Chapter 4 is about how the Synoptic Gospels (Matthew, Mark, and Luke) present “the gospel.” And I relate a confusion that exists in church history concerning this word “gospel.” It is that the word euangelion in the Greek texts of these books means the “good news” that Jesus proclaimed about the kingdom of God. But about 150 years later church fathers attached titles to this books by calling them “gospels,” thus referring the books of Matthew, Mark, and Luke. Thus, “gospel” in the Synoptic is that which was proclaimed whereas attaching this word to books came to mean that which was written. I believe a distinction needs to made here to avoid confusion.

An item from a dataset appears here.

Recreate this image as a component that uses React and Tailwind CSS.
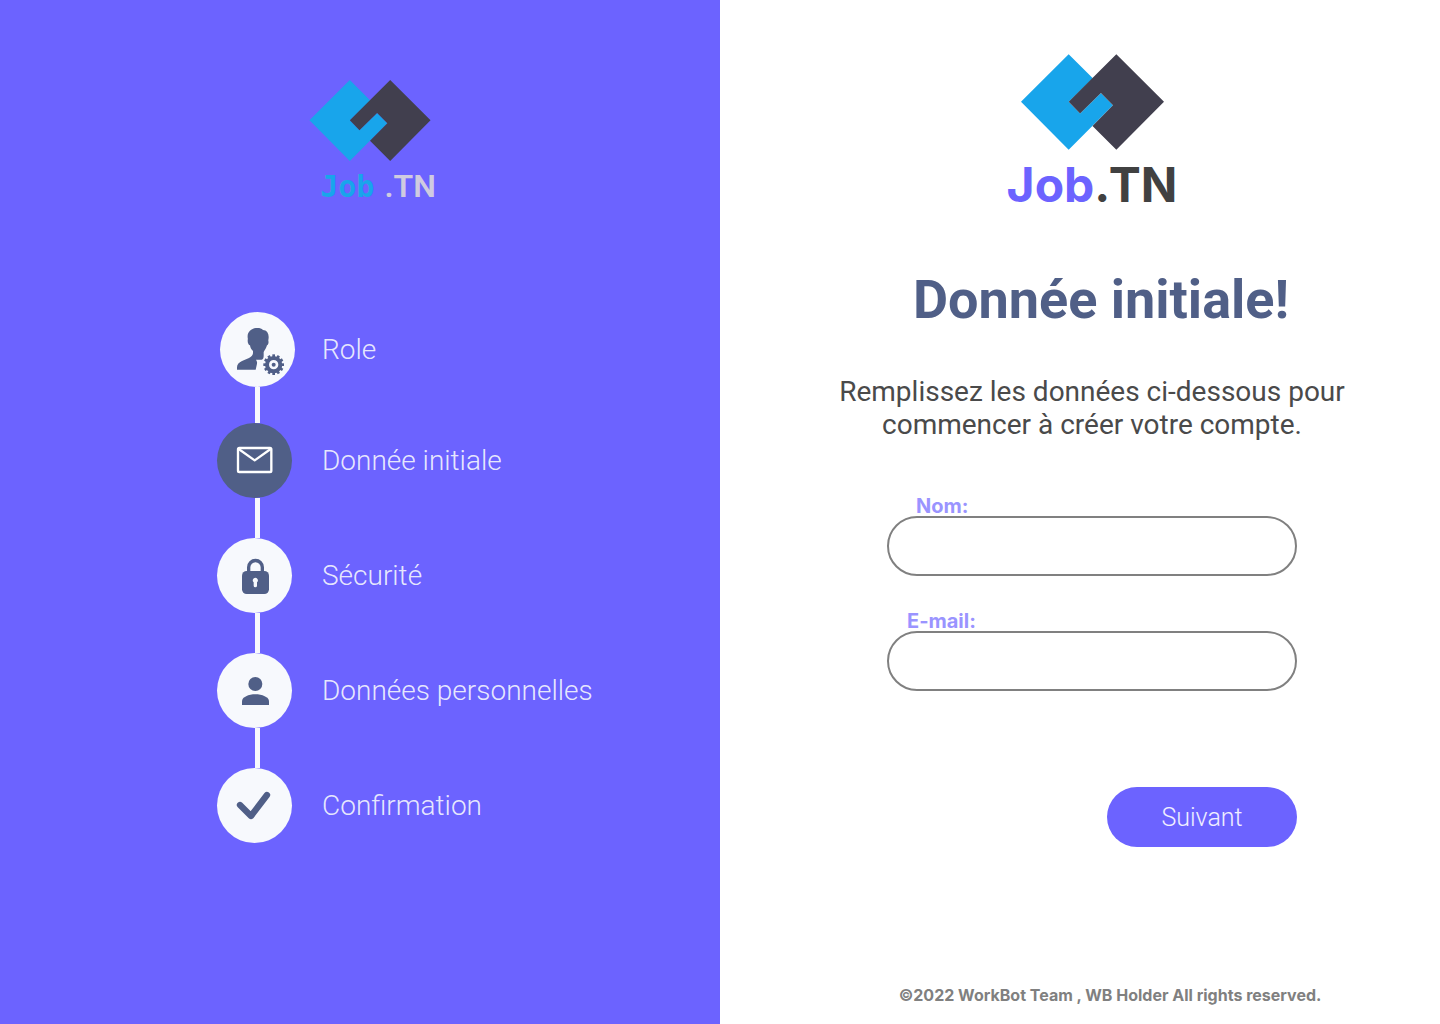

The most powerful chapter of this book, which affirms my thesis that the NT does not say Jesus is God and that church fathers corrupted the gospel by later demanding that it does, is Chapter 6 entitled “The Gospel According to the Book of Acts.” The Acts of the Apostles is the fifth book of the NT. It relates the mission of the early church in spreading the gospel. It consists of twenty-four evangelistic messages, and none of them say Jesus is God. Rather, they say seventeen times that God raised Jesus from the dead. I insist that is the core message of the gospel that the early followers of Jesus proclaimed which “turned the world upside down.”

Chapter 8 is about whether church fathers were divinely authorized to change the gospel. It is also about whether belief that Jesus is God evolved in the church or was developed from what was already there when it was first proclaimed.

Chapter 9 is about how the church doctrine of the Trinity hinders dialogue between the three monotheistic religions of the world: Judaism, Christianity, and Islam.

The last chapter, Chapter 10, is speculation about whether Nicene church fathers and others will be held accountable for their error in making Jesus God and God as three Persons. I employ a few golf metaphors to lighten things up a little as I relate what I think might occur at the judgment.